Let's look at the record, using as a proxy the Asia Pacific Fund (ticker symbol: APB), a closed-end stock mutual fund that invests across the region:
* July 1997: Thailand devalues. APB ends the month down 3%, at $11.94 a share. Some people think the worst is over.
* September: The situation worsens in currency and stock markets across Southeast Asia. APB finishes the month at $10.75, down 10% from the end of July.
* October: Rumors of Hong Kong devaluation trigger new market meltdown. APB closes at $8.50.
* February: After diving as low as $7 in January as Indonesia's currency collapses, APB bounces up to $9.19 as Asian markets stage a rally.
* May-June: The economic outlook worsens again across the region, as bankruptcies soar and civil unrest rips Indonesia. APB plunges anew, closing Friday at $6.19--roughly 50% of its price a year ago.
Clearly, there has been no fast turnaround in Asia. There won't be.
The optimists had been focused on Mexico's case history. Burdened by rising debt and a widening trade deficit, Mexico was forced to devalue the peso in December 1994. Mexico, too, thought it could control its devaluation. The market had other ideas, slashing the currency's value by 50% in a matter of weeks and sending the economy into a deep recession.
But Mexican stocks hit bottom quickly. After tumbling 45% between Dec. 1, 1994, and March 1, 1995, the market soared 90% by year-end 1995 and 21% in 1996.
Mexico, however, had Yankee money to help it. Investors were willing to go back to Mexico in part because the U.S. Treasury stood behind the Mexican government. What's more, corporate America already had too much at stake in Mexico to let its investment wither.
The International Monetary Fund is trying to stand behind Asia, but investors obviously now have far less faith that the IMF's bailouts for South Korea, Indonesia and Thailand will work--or at least, will work quickly. The problems of overcapacity, severely weakened businesses, high debt levels and devastated consumer purchasing power cannot possibly be fixed in a hurry.
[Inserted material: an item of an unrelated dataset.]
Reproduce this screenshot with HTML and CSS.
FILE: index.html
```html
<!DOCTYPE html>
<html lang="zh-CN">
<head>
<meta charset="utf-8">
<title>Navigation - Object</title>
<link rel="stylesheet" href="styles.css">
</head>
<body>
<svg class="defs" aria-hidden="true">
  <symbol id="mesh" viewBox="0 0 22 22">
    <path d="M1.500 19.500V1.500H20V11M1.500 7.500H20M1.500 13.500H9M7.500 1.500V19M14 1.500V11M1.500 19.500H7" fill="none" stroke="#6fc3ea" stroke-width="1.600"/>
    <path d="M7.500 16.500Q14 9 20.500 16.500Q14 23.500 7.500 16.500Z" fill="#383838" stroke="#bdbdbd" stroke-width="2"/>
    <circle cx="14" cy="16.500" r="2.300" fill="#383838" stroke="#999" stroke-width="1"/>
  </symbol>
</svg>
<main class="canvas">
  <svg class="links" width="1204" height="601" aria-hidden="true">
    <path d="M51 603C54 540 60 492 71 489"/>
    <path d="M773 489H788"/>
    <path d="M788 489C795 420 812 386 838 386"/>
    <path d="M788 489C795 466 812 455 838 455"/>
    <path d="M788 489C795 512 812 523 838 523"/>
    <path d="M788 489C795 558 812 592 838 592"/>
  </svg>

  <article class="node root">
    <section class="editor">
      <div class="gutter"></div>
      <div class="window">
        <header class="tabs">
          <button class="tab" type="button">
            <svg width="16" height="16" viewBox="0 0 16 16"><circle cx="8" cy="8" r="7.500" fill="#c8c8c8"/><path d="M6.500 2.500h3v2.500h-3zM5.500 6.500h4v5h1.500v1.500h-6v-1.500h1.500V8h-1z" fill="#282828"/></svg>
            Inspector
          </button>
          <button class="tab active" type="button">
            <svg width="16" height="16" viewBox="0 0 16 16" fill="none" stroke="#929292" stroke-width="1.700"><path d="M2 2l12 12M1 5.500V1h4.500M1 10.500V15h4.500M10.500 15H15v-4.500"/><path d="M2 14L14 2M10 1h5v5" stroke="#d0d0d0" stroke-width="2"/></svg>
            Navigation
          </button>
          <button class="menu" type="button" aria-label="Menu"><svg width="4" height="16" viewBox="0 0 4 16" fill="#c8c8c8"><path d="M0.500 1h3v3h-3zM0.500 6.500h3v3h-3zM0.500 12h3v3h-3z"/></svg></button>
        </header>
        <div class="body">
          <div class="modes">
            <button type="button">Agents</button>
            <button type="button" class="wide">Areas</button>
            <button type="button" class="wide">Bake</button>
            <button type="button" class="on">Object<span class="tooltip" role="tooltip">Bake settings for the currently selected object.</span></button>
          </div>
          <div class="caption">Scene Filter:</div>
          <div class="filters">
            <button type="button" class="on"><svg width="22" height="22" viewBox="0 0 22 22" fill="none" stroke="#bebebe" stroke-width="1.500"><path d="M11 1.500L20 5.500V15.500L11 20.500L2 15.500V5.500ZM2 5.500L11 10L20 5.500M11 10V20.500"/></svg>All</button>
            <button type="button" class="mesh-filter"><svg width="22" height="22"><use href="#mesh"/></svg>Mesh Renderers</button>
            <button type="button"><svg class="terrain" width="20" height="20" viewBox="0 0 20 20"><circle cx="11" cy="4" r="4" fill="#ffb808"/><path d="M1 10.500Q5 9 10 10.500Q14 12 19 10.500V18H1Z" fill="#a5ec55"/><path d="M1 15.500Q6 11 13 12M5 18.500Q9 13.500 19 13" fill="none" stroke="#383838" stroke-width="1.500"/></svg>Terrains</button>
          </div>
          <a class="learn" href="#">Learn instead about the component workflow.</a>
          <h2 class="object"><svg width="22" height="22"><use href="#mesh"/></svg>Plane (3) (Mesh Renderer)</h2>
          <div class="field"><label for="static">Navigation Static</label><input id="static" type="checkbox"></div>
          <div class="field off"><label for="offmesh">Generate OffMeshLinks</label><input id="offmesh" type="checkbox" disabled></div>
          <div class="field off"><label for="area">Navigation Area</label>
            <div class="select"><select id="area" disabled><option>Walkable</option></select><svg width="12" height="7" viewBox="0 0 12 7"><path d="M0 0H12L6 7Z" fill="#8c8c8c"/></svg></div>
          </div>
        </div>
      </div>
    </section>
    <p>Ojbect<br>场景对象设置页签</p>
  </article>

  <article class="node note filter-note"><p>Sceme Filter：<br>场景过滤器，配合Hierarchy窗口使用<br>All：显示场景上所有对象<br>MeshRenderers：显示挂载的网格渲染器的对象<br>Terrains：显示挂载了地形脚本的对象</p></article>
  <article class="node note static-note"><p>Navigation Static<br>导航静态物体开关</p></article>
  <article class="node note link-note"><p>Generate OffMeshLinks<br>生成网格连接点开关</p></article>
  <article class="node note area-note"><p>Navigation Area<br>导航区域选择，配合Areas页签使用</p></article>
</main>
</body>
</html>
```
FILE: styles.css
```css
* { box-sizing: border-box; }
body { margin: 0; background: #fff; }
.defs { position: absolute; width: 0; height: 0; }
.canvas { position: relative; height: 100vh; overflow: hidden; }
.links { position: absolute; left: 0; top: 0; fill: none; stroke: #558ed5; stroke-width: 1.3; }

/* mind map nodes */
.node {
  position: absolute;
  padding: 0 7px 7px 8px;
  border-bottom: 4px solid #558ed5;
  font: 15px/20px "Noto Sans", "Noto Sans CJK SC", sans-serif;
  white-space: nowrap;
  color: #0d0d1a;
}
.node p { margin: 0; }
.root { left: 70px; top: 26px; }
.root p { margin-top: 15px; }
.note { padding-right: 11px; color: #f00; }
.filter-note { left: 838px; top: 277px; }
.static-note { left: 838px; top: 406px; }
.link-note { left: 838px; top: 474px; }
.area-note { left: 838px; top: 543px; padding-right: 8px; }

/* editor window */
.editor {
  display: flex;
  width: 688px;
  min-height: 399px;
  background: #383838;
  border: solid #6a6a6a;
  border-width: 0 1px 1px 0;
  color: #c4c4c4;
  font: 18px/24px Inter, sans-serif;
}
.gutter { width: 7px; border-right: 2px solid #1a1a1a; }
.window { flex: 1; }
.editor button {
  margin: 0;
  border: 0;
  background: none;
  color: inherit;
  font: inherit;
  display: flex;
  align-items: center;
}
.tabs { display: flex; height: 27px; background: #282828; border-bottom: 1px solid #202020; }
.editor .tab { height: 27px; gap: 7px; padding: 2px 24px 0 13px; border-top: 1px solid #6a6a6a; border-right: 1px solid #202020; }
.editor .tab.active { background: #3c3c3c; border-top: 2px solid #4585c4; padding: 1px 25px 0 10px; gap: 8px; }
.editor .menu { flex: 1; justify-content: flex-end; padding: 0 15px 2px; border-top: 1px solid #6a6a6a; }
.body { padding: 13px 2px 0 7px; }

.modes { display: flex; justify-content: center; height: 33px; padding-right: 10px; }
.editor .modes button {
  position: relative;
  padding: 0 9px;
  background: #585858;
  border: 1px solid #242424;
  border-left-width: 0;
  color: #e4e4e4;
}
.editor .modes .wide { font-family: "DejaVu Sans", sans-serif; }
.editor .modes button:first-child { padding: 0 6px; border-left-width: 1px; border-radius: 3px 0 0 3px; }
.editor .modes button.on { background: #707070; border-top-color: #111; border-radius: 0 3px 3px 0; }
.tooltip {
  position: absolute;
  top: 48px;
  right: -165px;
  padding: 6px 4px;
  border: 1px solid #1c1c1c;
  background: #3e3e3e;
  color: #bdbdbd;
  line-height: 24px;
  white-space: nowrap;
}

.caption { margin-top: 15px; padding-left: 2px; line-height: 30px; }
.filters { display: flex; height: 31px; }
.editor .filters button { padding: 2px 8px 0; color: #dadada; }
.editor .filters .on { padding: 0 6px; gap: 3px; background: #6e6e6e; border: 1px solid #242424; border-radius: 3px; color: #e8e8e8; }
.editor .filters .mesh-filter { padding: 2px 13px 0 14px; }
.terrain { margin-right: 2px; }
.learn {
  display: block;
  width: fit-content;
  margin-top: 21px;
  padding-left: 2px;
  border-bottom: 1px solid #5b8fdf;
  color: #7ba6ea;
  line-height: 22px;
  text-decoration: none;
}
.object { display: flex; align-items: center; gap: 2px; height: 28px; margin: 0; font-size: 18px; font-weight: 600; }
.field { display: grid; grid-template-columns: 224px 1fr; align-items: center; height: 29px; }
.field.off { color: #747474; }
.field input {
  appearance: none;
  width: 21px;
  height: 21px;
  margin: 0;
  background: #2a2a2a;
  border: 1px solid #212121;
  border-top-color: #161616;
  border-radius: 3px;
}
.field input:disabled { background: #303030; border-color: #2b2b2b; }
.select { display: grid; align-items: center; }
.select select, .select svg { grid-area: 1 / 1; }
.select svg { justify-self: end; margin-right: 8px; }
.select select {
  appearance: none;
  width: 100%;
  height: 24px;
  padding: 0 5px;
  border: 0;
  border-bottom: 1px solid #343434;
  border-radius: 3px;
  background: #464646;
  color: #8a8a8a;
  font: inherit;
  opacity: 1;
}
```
Consider our own situation in Southern California since 1990. The real estate collapse took place over four years: Research firm Dataquick says the median price for Los Angeles County homes peaked at $203,000 in May 1991. The bottom was reached in February 1995, at $158,000.
The recovery since then has been strong enough to lift the median to $183,000 as of April, up 16% from the low. But we're still 10% below the 1991 peak.
We are far better off, in economic terms, than Asia. Yet look how long our painful recession lasted.
"They'll export their way out of it," experts say of Asia. Yes--but they'll fight for market share with every other region of the world. Over the last 10 years, every nation has viewed exports as the path to riches, or at least to being less poor.
Meanwhile, there's Japan. Its domestic economy has mostly been in recession or near-recession since 1990. Japanese consumers are scared to death. The stock market is 61% below its 1989 peak. I'm reminded of what experienced investors say about individual stocks: "Sometimes they don't come back." Maybe Japan won't come back. (Portugal, too, was once an economic power. So was Greece.)
Are there investment bargains in Asia? Of course. And major U.S. multinational companies like General Electric, Travelers and Hewlett-Packard are finding them and buying them. If you want to invest in Asia, invest with them.
Here are two telling statistics from Lipper Analytical. Average return of U.S. stock mutual funds since 1978: 2,126%. Average of international stock funds: 1,342%. You took more risk overseas but earned less. Something's wrong.